After he struck out the first two Padres of the inning, the third batter, catcher Benito Santiago, got a low-90s fastball summarily drilled in the middle of his back. Maddux was ejected, but his intent was clear: The team.

A month later, on Aug. 4, Maddux was optioned to Triple-A Iowa. But he didn’t care. Of course, the next season Maddux would go 18-8.

But about that August day in 2004…

Cubs fans buzzed with excitement. One sign said: “No-Mar Mr. Nice Guys–Go Win 300, Greg!”

I heard one Cubs fan mutter, “I betcha we’ll be seeing [Mark] Prior win his 300th at Wrigley someday.”

Another queried, “He [Maddux] looks so little. How could he win so many games?”

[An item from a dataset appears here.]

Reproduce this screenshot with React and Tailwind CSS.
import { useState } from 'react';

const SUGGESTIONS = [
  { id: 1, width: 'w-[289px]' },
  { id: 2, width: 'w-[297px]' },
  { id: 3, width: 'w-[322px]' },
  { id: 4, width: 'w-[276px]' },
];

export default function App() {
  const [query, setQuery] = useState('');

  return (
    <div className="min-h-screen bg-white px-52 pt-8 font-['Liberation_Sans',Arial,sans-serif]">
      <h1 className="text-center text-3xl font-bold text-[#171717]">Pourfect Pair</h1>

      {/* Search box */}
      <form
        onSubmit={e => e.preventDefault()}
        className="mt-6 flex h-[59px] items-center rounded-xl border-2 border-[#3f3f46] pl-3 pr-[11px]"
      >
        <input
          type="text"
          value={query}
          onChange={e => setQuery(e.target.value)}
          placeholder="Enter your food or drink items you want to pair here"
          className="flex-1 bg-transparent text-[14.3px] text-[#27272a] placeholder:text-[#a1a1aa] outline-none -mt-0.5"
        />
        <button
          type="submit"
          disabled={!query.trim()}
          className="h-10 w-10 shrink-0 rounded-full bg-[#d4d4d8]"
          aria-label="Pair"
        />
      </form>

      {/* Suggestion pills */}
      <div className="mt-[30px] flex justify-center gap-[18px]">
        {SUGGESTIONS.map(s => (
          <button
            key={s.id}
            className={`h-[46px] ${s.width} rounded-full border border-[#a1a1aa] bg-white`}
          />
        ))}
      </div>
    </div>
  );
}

After a rocky 25-pitch first inning in which he gave up two homers, Maddux settled down giving up just one more run by the end of the sixth with the Cubs trailing by one. And consider the wind was blowing out to centerfield at 15 mph and the temperature reached 83 unreasonably moist degrees.

When Ryan Dempster–who also was making his Cubs debut–replaced Maddux in the seventh inning, the crowd of 39,032 realized No. 300 was not meant to be this day. Some of them had lined up starting at 4 a.m. for standing-room-only tickets.

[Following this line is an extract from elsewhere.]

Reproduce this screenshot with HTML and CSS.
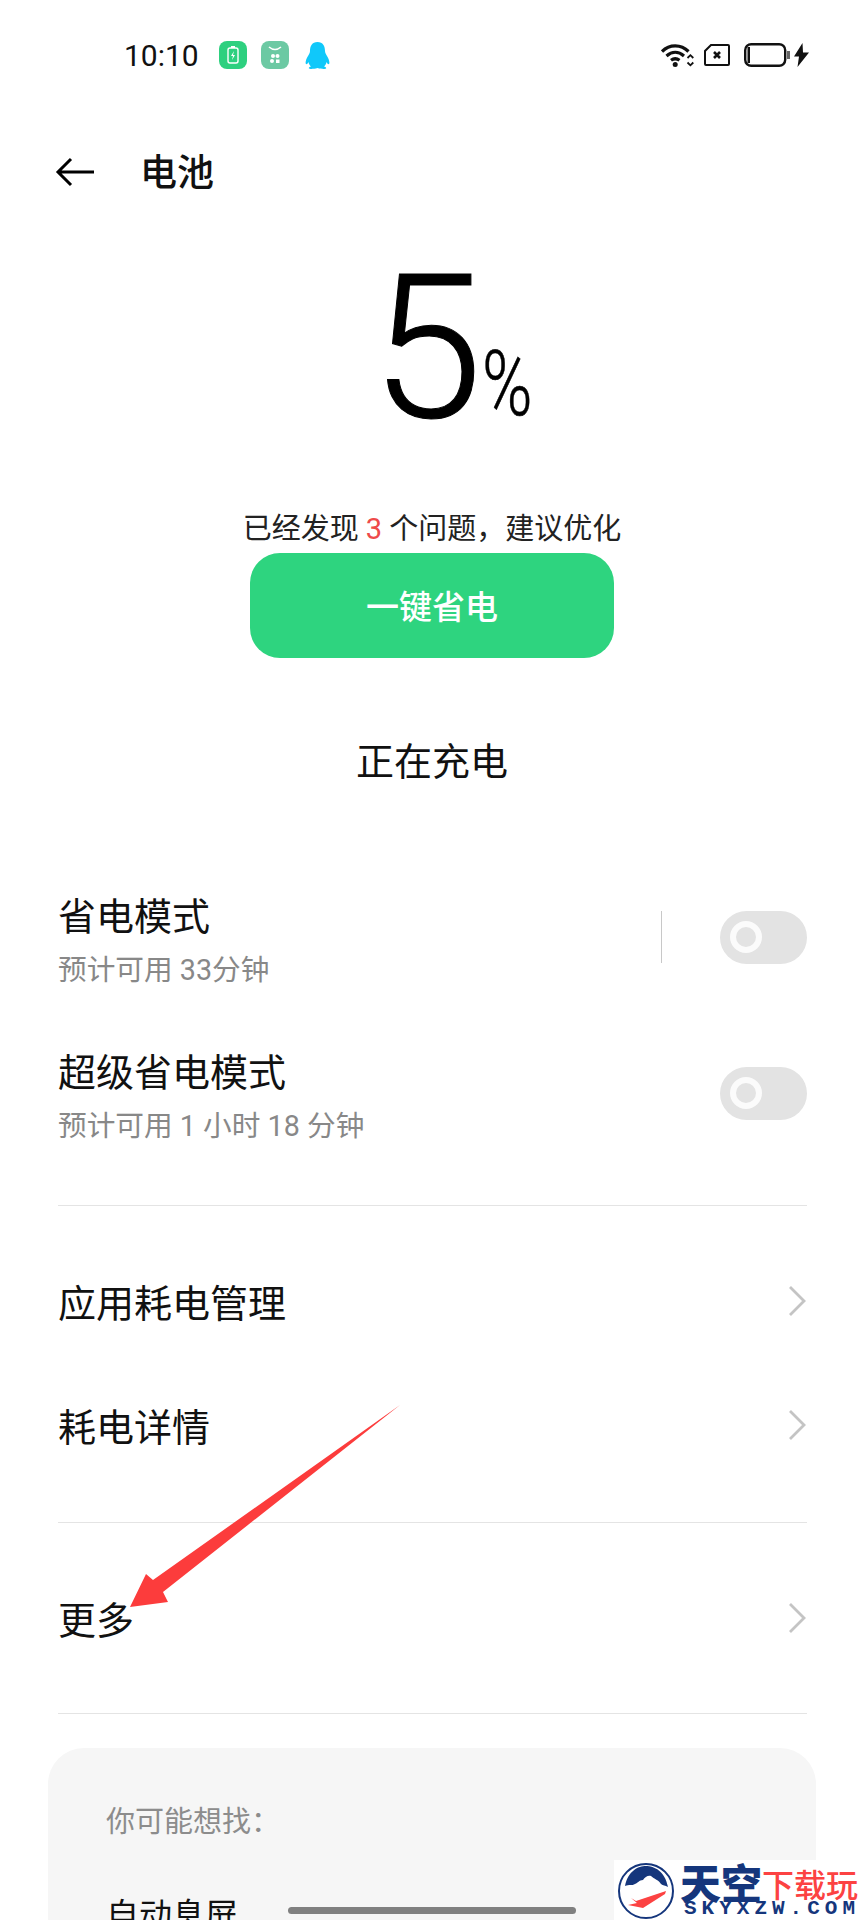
FILE: index.html
```html
<!DOCTYPE html>
<html lang="zh-CN">
<head>
  <meta charset="UTF-8">
  <meta name="viewport" content="width=device-width, initial-scale=1.0">
  <title>电池</title>
  <link rel="stylesheet" href="styles.css">
</head>
<body>
  <div class="screen">
    <!-- Barra di stato -->
    <div class="status-bar">
      <span class="clock">10:10</span>
      <svg class="app-icon" viewBox="0 0 28 28">
        <rect width="28" height="28" rx="8" fill="#2ed07f"/>
        <rect x="9" y="7" width="10" height="15" rx="2" fill="none" stroke="#fff" stroke-width="1.4"/>
        <rect x="12" y="5" width="4" height="2" fill="#fff"/>
        <path d="M15 10l-3 5h2l-1 4 3-5h-2z" fill="#fff"/>
      </svg>
      <svg class="app-icon" viewBox="0 0 28 28">
        <rect width="28" height="28" rx="8" fill="#6cc9a3"/>
        <path d="M8 6q6 5 12 0" fill="none" stroke="#fff" stroke-width="1.6"/>
        <circle cx="12" cy="15" r="2" fill="#fff"/><circle cx="16.500" cy="15" r="2" fill="#fff"/>
        <circle cx="11" cy="20" r="2" fill="#fff"/><rect x="15" y="18.500" width="3.500" height="3.500" fill="#fff"/>
      </svg>
      <svg class="qq-icon" viewBox="0 0 25 27">
        <path d="M12.500 0C7 0 5 4 5 9c0 2-1 3-2 5-2 3-3 7-2 8 1 .6 2-1 2.500-2 .3 2 1.500 3.500 2.500 4.500-2 .6-2.500 1.500-2 2 .8.7 5 .5 8.500-.5 3.500 1 7.700 1.200 8.500.5.500-.5 0-1.400-2-2 1-1 2.200-2.500 2.500-4.500.5 1 1.500 2.600 2.500 2 1-1 0-5-2-8-1-2-2-3-2-5 0-5-2-9-7.500-9z" fill="#10c8fa"/>
      </svg>
      <span class="status-right">
        <svg class="wifi" viewBox="0 0 33 24">
          <path d="M1 8.500C8.500 1 20 1 27.500 8.500" fill="none" stroke="#111" stroke-width="3.200"/>
          <path d="M5.500 13c5.500-4.800 12-4.800 17.500 0" fill="none" stroke="#111" stroke-width="3.200"/>
          <path d="M10 17.300c3-2.200 5.500-2.200 8.500 0" fill="none" stroke="#111" stroke-width="3.200"/>
          <circle cx="14.200" cy="21.500" r="2.500" fill="#111"/>
          <path d="M26.500 15l2.900-2.800 2.900 2.800M26.500 19.500l2.900 2.800 2.900-2.800" fill="none" stroke="#111" stroke-width="1.800"/>
        </svg>
        <svg class="sim" viewBox="0 0 26 22">
          <path d="M7 1h17a1 1 0 0 1 1 1v18a1 1 0 0 1-1 1H2a1 1 0 0 1-1-1V7z" fill="none" stroke="#111" stroke-width="2"/>
          <path d="M10 8l6 6M16 8l-6 6" stroke="#111" stroke-width="2.600"/>
        </svg>
        <svg class="batt" viewBox="0 0 46 24">
          <rect x="1.200" y="1.200" width="40" height="21.600" rx="6" fill="none" stroke="#111" stroke-width="2.400"/>
          <rect x="3.500" y="4" width="2.500" height="16" fill="#111"/>
          <rect x="43" y="8" width="3" height="8" fill="#666"/>
        </svg>
        <svg class="bolt" viewBox="0 0 15 24">
          <path d="M8.500 0L0 13.500h5L3.500 24 15 9.500H9z" fill="#111"/>
        </svg>
      </span>
    </div>

    <!-- Titolo -->
    <div class="toolbar">
      <svg class="back" viewBox="0 0 40 30">
        <path d="M39 15H3M16 2L3 15l13 13" fill="none" stroke="#000" stroke-width="3"/>
      </svg>
      <span class="page-title">电池</span>
    </div>

    <div class="level">
      <span class="level-num">5</span><span class="level-pct">%</span>
    </div>
    <div class="hint">已经发现 <span class="hint-count">3</span> 个问题，建议优化</div>
    <div class="save-btn">一键省电</div>
    <div class="charging">正在充电</div>

    <div class="group modes">
      <div class="row mode-row">
        <div>
          <div class="row-title">省电模式</div>
          <div class="row-sub">预计可用 33分钟</div>
        </div>
        <span class="row-sep"></span>
        <span class="toggle"><span class="knob"></span></span>
      </div>
      <div class="row mode-row">
        <div>
          <div class="row-title">超级省电模式</div>
          <div class="row-sub">预计可用 1 小时 18 分钟</div>
        </div>
        <span class="toggle"><span class="knob"></span></span>
      </div>
    </div>

    <div class="group links">
      <div class="row link-row">
        <span class="row-title">应用耗电管理</span>
        <svg class="chevron" viewBox="0 0 18 32"><path d="M2 2l14 14L2 30" fill="none" stroke="#c4c4c4" stroke-width="2.800"/></svg>
      </div>
      <div class="row link-row">
        <span class="row-title">耗电详情</span>
        <svg class="chevron" viewBox="0 0 18 32"><path d="M2 2l14 14L2 30" fill="none" stroke="#c4c4c4" stroke-width="2.800"/></svg>
      </div>
    </div>

    <div class="group more">
      <div class="row link-row">
        <span class="row-title">更多</span>
        <svg class="chevron" viewBox="0 0 18 32"><path d="M2 2l14 14L2 30" fill="none" stroke="#c4c4c4" stroke-width="2.800"/></svg>
      </div>
    </div>

    <div class="suggest">
      <div class="suggest-head">你可能想找：</div>
      <div class="suggest-item">自动息屏</div>
    </div>

    <!-- Sovrapposizioni -->
    <svg class="arrow" viewBox="0 0 864 1920">
      <path d="M400 1405L163 1592l5 10-38 5 16-33 7 6z" fill="#fc3c3c"/>
    </svg>
    <div class="home-bar"></div>
    <div class="watermark">
      <svg class="wm-logo" viewBox="0 0 56 56">
        <ellipse cx="28" cy="28" rx="27" ry="27" fill="#fff" stroke="#15367c" stroke-width="2"/>
        <path d="M7 23C10 8 20 3 28 3s19 5 22 21c-3-2-5-1-7-3-2-4-7-5-10-8-3-1-6 1-8 4-4 0-5 3-8 4-3 2-6 0-10 2z" fill="#15367c"/>
        <path d="M13 35l5 3 30-10-1 3-22 14-15-3 9-2z" fill="#fc4242"/>
      </svg>
      <div class="wm-text">
        <div class="wm-top"><span class="wm-big">天空</span><span class="wm-red">下载玩</span></div>
        <div class="wm-url">SKYXZW.COM</div>
      </div>
    </div>
  </div>
</body>
</html>
```

FILE: styles.css
```css
/* Generale */
body {
  margin: 0;
  background: #fff;
  font-family: Roboto, "Noto Sans CJK SC", sans-serif;
  color: #000;
}

.screen {
  position: relative;
  width: 864px;
  height: 1920px;
  overflow: hidden;
  background: #fff;
}

/* Barra di stato */
.status-bar {
  height: 110px;
  display: flex;
  align-items: center;
  padding: 0 55px 0 124px;
  box-sizing: border-box;
}

.clock {
  font-size: 30px;
  color: #111;
  width: 95px;
}

.app-icon {
  width: 28px;
  height: 28px;
  margin-right: 14px;
}

.qq-icon {
  width: 25px;
  height: 27px;
  margin-left: 2px;
}

.status-right {
  margin-left: auto;
  display: flex;
  align-items: center;
}

.wifi { width: 33px; height: 24px; margin-right: 10px; }
.sim { width: 26px; height: 22px; margin-right: 14px; }
.batt { width: 46px; height: 24px; margin-right: 4px; }
.bolt { width: 15px; height: 24px; }

/* Titolo */
.toolbar {
  height: 124px;
  display: flex;
  align-items: center;
  padding-left: 55px;
}

.back {
  width: 40px;
  height: 30px;
  margin-right: 45px;
}

.page-title {
  font-size: 37px;
  line-height: 50px;
  font-weight: 500;
  color: #111;
  padding-top: 3px;
}

/* Percentuale */
.level {
  height: 270px;
  display: flex;
  align-items: baseline;
  justify-content: center;
  padding-left: 56px;
  color: #000;
}

.level-num {
  font-size: 201px;
  font-weight: 300;
  line-height: 230px;
  -webkit-text-stroke: 1px #000;
}

.level-pct {
  font-size: 90px;
  font-weight: 300;
  display: inline-block;
  transform: translateY(-2px) scaleX(0.76);
  transform-origin: left center;
  -webkit-text-stroke: 0.5px #000;
}

.hint {
  height: 44px;
  line-height: 50px;
  text-align: center;
  font-size: 29px;
  color: #222;
}

.hint-count {
  color: #ee4a4a;
}

.save-btn {
  width: 364px;
  height: 105px;
  margin: 5px auto 0;
  background: #2ed47f;
  border-radius: 30px;
  color: #fff;
  font-size: 33px;
  font-weight: 500;
  text-align: center;
  line-height: 109px;
}

.charging {
  height: 201px;
  line-height: 208px;
  text-align: center;
  font-size: 38px;
  color: #111;
}

/* Righe */
.group {
  margin: 0 57px 0 58px;
  border-bottom: 1px solid #e4e4e4;
}

.row {
  display: flex;
  align-items: center;
}

.row-title {
  font-size: 38px;
  line-height: 49px;
  padding-top: 7px;
  color: #111;
}

.row-sub {
  margin-top: 3px;
  padding-top: 7px;
  font-size: 28.700px;
  line-height: 37px;
  color: #888;
}

.modes {
  height: 347px;
  box-sizing: border-box;
}

.mode-row {
  height: 156px;
}

.mode-row .toggle {
  margin-left: auto;
}

.row-sep {
  margin-left: auto;
  width: 1px;
  height: 52px;
  background: #c8c8c8;
}

.row-sep + .toggle {
  margin-left: 58px;
}

.toggle {
  width: 87px;
  height: 53px;
  border-radius: 27px;
  background: #e3e3e3;
  display: flex;
  align-items: center;
  padding-left: 10px;
  box-sizing: border-box;
}

.knob {
  width: 20px;
  height: 20px;
  border-radius: 50%;
  border: 6px solid #fbfbfb;
  background: #e3e3e3;
}

.link-row {
  justify-content: space-between;
  height: 124px;
}

.chevron {
  width: 18px;
  height: 32px;
  margin-right: 1px;
}

.links {
  padding: 33px 0 35px;
}

.more {
  padding: 33px 0;
}

/* Scheda suggerimenti */
.suggest {
  margin: 34px 48px 0;
  height: 400px;
  padding: 50px 58px;
  box-sizing: border-box;
  background: #f6f6f6;
  border-radius: 36px;
}

.suggest-head {
  font-size: 29px;
  line-height: 48px;
  height: 44px;
  color: #8c8c8c;
}

.suggest-item {
  margin-top: 49px;
  font-size: 33px;
  line-height: 50px;
  color: #111;
}

/* Sovrapposizioni */
.arrow {
  position: absolute;
  top: 0;
  left: 0;
  width: 864px;
  height: 1920px;
}

.home-bar {
  position: absolute;
  left: 288px;
  top: 1907px;
  width: 288px;
  height: 7px;
  border-radius: 4px;
  background: #808080;
}

.watermark {
  position: absolute;
  left: 614px;
  top: 1860px;
  width: 250px;
  height: 60px;
  background: #fff;
  display: flex;
  padding: 3px 0 0 4px;
  box-sizing: border-box;
}

.wm-logo {
  width: 56px;
  height: 56px;
  margin-right: 6px;
}

.wm-top {
  display: flex;
  align-items: flex-end;
  height: 37px;
}

.wm-big {
  font-family: "Noto Sans CJK SC", sans-serif;
  font-size: 41px;
  line-height: 37px;
  font-weight: 900;
  color: #15367c;
}

.wm-red {
  font-family: "Noto Sans CJK SC", sans-serif;
  font-size: 32px;
  line-height: 34px;
  font-weight: 500;
  color: #fc4242;
}

.wm-url {
  font-family: "Liberation Mono", monospace;
  font-size: 21px;
  line-height: 18px;
  font-weight: 700;
  letter-spacing: 5px;
  color: #15367c;
  padding-left: 4px;
  white-space: nowrap;
}
```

“For me, this is one of the biggest thrills of my life,” Dempster said. “I don’t mind at all being the third-coolest thing that’s happened today.”

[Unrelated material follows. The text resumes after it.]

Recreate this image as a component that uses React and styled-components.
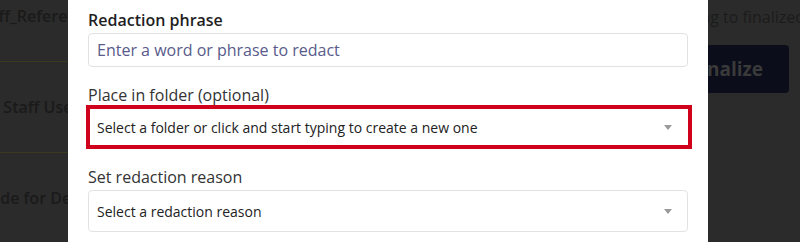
import React from "react";
import styled, { createGlobalStyle } from "styled-components";

const GlobalStyle = createGlobalStyle`
  html, body { margin: 0; padding: 0; background: #2b2b2b; }
  body { font-family: "Open Sans", "Liberation Sans", sans-serif; }
  * { box-sizing: border-box; }
`;

const Page = styled.div`
  display: flex;
  width: 800px;
  height: 242px;
  overflow: hidden;
  background: #2b2b2b;
`;

const LeftBg = styled.div`
  width: 68px;
  flex: none;
  overflow: hidden;
`;

const BgTable = styled.div`
  width: 400px;
  margin-left: -26px;
  margin-top: -29px;
`;

const BgRow = styled.div`
  height: 91px;
  display: flex;
  align-items: center;
  border-bottom: 1px solid #3a391d;
  font-size: 16px;
  font-weight: 600;
  color: #1a1a1a;
  white-space: nowrap;
`;

const Modal = styled.div`
  width: 640px;
  flex: none;
  background: #ffffff;
  padding: 9px 20px 0 20px;
`;

const Field = styled.div`
  display: flex;
  flex-direction: column;
  & + & { margin-top: 17px; }
`;

const Label = styled.label`
  font-size: 16px;
  line-height: 22px;
  font-weight: ${(p) => (p.$strong ? 600 : 400)};
  color: ${(p) => (p.$strong ? "#1f1f1f" : "#333333")};
  margin-bottom: 2px;
`;

const TextInput = styled.input`
  width: 100%;
  height: 34px;
  border: 1px solid #e2e2e2;
  border-radius: 4px;
  padding: 0 8px;
  font-family: inherit;
  font-size: 16px;
  color: #222;
  outline: none;
  &::placeholder { color: #585b8b; opacity: 1; }
`;

const Select = styled.div`
  display: flex;
  align-items: center;
  justify-content: space-between;
  height: ${(p) => (p.$highlighted ? "44px" : "42px")};
  margin: ${(p) => (p.$highlighted ? "-3px -4px 0 -2px" : "0")};
  border: ${(p) => (p.$highlighted ? "4px solid #d0021b" : "1px solid #e2e2e2")};
  border-radius: ${(p) => (p.$highlighted ? "0" : "4px")};
  padding: ${(p) => (p.$highlighted ? "0 16px 0 7px" : "0 15px 0 8px")};
  font-size: 14px;
  color: #222222;
  background: #fff;
`;

const Caret = styled.span`
  width: 0;
  height: 0;
  border-left: 4.5px solid transparent;
  border-right: 4.5px solid transparent;
  border-top: 5px solid #9a9a9a;
`;

const RightBg = styled.div`
  width: 92px;
  flex: none;
  overflow: hidden;
  display: flex;
  flex-direction: column;
  align-items: flex-end;
`;

const TopText = styled.div`
  margin-top: 6px;
  margin-right: -5px;
  font-size: 16px;
  line-height: 22px;
  color: #1b1b1b;
  white-space: nowrap;
`;

const FinalizeButton = styled.div`
  margin-top: 17px;
  margin-right: 11px;
  height: 48px;
  display: flex;
  align-items: center;
  padding: 0 26px;
  background: #0c0d1b;
  border-radius: 4px;
  font-size: 19px;
  font-weight: 700;
  color: #3a3a3a;
  white-space: nowrap;
`;

export default function App() {
  return (
    <>
      <GlobalStyle />
      <Page>
        <LeftBg>
          <BgTable>
            <BgRow>Staff_Reference</BgRow>
            <BgRow>For Staff Use</BgRow>
            <BgRow>Guide for Department</BgRow>
          </BgTable>
        </LeftBg>
        <Modal>
          <Field>
            <Label $strong>Redaction phrase</Label>
            <TextInput placeholder="Enter a word or phrase to redact" />
          </Field>
          <Field>
            <Label>Place in folder (optional)</Label>
            <Select $highlighted>
              <span>Select a folder or click and start typing to create a new one</span>
              <Caret />
            </Select>
          </Field>
          <Field>
            <Label>Set redaction reason</Label>
            <Select>
              <span>Select a redaction reason</span>
              <Caret />
            </Select>
          </Field>
        </Modal>
        <RightBg>
          <TopText>Documents moving to finalized</TopText>
          <FinalizeButton>Finalize</FinalizeButton>
        </RightBg>
      </Page>
    </>
  );
}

And the Cubs enjoyed its highest-rated game in August since 1989.

“All you’ve got to do is just keep breathing,” Cubs manager Dusty Baker said. “He’s gonna get 300.” Indeed, he might already have done it as you read this column.

In the end, the Cubs would plate four in the seventh en route to a 6-3 win over the Phillies. Kent Mercker–who pitched to one batter–ended up with the win. Maddux seemed to relish that more than anything. He told Baker to take him out after the sixth, refusing to risk any further Phillies runs off of his tired arm.

“I think I could have started the seventh,” he said. “I would’ve loved to go out there and try not to walk anybody, but it’s not fair to the rest of the guys or the team or the city. It’s not the way you’re supposed to play the game. I knew I was finished after six….I’m just glad we won.”

And again, his priority was clear: The team.